- _Extracted data_
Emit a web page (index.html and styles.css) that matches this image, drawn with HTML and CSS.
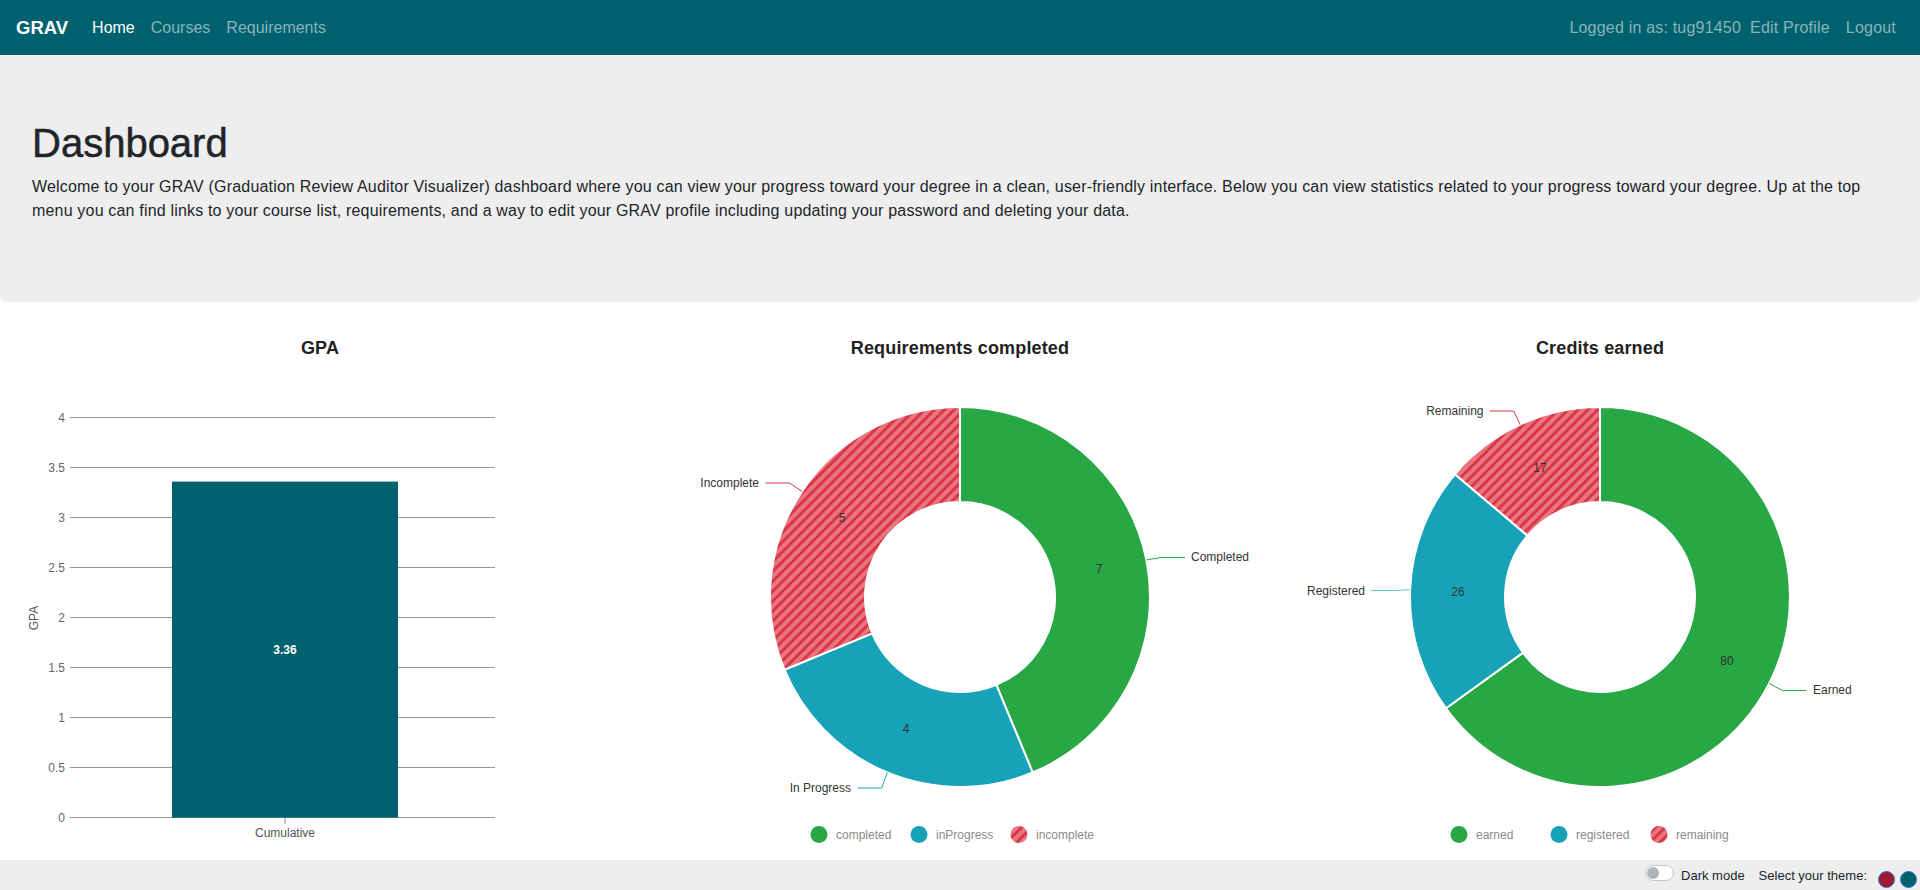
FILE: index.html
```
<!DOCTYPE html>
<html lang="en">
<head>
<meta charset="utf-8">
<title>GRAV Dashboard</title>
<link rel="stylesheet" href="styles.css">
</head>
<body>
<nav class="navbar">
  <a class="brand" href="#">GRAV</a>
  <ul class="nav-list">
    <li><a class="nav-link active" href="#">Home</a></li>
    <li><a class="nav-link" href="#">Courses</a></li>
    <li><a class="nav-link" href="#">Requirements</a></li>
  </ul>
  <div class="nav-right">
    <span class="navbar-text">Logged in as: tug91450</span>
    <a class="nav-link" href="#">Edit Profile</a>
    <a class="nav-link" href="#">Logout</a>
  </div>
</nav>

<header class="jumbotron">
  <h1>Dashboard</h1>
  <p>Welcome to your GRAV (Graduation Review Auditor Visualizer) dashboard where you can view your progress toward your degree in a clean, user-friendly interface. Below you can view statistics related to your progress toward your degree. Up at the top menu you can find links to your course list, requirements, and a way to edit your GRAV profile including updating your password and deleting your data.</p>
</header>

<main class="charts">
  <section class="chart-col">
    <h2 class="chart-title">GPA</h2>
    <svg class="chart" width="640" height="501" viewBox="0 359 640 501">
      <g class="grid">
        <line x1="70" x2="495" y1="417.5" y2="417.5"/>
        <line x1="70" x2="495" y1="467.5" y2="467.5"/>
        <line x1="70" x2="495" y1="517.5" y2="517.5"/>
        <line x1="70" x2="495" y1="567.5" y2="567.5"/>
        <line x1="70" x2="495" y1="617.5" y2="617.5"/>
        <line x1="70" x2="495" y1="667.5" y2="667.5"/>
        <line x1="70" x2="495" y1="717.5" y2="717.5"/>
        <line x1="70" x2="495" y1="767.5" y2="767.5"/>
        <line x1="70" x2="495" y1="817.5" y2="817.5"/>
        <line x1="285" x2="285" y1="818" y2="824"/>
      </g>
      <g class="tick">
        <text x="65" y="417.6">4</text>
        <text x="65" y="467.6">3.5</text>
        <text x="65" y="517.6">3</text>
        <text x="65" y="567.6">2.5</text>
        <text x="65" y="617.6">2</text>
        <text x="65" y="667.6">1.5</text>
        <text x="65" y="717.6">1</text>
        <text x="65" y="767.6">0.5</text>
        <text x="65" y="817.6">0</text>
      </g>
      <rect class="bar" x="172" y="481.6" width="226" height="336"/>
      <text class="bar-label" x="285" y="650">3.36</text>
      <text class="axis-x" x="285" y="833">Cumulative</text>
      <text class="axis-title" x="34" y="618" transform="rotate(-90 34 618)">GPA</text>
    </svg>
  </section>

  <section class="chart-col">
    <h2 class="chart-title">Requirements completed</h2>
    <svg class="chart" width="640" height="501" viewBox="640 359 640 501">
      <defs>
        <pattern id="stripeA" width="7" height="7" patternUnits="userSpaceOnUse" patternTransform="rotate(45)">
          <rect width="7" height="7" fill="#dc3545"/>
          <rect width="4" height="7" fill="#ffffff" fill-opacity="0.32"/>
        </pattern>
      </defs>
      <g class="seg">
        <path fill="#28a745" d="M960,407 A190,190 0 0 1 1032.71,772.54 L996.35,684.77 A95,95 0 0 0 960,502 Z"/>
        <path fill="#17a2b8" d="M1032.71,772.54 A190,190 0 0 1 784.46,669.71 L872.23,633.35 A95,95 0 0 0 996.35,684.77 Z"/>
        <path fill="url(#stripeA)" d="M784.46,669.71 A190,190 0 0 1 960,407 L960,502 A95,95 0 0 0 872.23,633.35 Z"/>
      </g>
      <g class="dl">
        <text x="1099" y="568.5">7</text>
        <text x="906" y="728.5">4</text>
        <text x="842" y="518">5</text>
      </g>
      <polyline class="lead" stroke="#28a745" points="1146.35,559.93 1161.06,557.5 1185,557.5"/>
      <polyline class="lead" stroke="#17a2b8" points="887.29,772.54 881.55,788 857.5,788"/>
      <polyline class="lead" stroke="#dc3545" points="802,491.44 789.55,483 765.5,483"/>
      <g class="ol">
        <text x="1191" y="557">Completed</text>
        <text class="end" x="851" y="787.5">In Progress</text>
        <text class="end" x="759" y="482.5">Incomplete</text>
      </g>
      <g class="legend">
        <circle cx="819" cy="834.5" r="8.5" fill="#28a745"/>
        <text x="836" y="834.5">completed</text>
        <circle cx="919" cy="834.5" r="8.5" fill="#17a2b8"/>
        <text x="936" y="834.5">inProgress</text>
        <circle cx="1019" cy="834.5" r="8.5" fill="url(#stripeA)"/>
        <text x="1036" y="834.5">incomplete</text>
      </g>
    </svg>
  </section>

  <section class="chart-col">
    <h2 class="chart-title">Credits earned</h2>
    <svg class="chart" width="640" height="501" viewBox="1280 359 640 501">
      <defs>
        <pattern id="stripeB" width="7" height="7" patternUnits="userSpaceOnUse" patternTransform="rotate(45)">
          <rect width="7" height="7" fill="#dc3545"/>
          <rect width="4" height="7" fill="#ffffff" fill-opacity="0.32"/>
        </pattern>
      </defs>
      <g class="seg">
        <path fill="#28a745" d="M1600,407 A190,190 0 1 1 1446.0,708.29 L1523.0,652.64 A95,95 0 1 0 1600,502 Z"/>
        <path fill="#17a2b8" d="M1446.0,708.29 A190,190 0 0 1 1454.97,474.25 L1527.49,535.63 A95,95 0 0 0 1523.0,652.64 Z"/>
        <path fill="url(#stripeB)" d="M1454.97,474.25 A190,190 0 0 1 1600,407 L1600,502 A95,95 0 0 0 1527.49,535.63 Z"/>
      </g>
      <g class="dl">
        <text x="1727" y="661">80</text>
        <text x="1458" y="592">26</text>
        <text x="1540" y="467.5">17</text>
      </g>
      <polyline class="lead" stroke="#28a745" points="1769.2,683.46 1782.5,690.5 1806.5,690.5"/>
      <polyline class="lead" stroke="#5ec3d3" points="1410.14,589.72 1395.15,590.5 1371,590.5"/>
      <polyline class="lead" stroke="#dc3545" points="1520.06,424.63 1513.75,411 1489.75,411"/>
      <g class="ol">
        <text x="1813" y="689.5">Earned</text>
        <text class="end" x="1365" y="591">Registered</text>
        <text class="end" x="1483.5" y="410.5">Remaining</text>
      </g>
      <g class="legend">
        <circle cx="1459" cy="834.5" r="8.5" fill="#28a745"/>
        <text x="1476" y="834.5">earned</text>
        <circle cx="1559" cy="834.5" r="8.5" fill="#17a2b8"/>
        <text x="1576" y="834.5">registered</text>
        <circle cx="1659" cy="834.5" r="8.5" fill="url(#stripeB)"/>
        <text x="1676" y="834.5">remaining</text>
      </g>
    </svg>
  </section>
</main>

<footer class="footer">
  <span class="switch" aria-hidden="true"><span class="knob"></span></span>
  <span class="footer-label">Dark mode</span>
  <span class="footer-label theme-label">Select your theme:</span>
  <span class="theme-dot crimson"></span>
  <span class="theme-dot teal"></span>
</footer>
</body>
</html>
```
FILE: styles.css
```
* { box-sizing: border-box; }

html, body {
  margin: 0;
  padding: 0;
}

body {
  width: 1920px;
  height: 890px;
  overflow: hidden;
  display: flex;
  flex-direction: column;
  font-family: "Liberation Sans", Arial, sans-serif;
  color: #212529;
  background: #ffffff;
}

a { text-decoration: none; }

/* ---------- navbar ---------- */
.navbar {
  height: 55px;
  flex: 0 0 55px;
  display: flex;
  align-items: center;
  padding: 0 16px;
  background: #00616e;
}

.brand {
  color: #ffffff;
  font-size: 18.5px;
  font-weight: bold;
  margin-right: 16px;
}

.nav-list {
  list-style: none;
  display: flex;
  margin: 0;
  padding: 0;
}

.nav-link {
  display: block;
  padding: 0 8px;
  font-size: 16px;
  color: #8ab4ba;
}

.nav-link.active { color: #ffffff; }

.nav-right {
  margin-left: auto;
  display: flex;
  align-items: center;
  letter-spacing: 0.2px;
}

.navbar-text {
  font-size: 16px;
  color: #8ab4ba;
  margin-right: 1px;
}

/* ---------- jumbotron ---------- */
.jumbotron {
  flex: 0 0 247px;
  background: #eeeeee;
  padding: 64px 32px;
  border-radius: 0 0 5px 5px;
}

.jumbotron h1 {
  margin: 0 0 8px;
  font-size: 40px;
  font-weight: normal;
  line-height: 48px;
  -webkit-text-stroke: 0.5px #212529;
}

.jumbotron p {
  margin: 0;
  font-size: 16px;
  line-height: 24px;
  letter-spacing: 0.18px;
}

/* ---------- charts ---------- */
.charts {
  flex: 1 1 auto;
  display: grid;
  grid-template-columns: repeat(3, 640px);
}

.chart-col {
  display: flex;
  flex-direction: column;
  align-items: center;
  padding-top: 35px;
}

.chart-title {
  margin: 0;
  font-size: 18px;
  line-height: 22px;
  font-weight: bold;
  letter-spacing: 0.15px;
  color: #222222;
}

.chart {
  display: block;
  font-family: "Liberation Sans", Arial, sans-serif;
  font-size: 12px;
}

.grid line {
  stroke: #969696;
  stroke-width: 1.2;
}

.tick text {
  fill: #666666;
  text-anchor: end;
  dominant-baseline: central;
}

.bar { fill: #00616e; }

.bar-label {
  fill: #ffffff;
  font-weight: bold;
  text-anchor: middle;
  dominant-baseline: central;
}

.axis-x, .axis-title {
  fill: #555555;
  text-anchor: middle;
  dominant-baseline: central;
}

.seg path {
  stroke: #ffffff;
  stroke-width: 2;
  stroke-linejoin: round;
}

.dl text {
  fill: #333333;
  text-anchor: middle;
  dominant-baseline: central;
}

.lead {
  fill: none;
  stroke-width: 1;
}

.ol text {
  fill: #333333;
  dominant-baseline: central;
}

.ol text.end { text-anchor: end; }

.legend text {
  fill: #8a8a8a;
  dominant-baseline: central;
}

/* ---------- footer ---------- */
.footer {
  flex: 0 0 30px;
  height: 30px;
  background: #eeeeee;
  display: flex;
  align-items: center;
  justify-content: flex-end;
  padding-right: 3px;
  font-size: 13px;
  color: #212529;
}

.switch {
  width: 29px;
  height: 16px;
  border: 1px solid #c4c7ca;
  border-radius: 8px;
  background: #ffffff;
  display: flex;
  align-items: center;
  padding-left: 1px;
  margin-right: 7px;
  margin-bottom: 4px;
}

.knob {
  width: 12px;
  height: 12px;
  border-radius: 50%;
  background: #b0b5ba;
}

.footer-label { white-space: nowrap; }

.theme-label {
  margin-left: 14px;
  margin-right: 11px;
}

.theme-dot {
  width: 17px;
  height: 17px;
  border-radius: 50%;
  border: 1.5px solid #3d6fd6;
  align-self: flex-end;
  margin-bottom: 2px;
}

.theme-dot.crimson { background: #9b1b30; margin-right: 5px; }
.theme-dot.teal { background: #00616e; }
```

* * *

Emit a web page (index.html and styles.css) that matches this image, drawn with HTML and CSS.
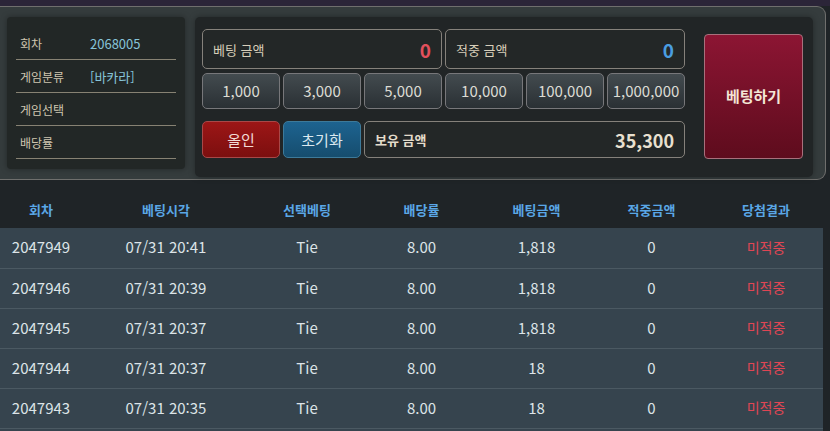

- _Task to carry out_
From the entries above, copy out every line where the string "styles" appears.

- _The completed task_
Emit a web page (index.html and styles.css) that matches this image, drawn with HTML and CSS.
<link rel="stylesheet" href="styles.css">
FILE: styles.css
Emit a web page (index.html and styles.css) that matches this image, drawn with HTML and CSS.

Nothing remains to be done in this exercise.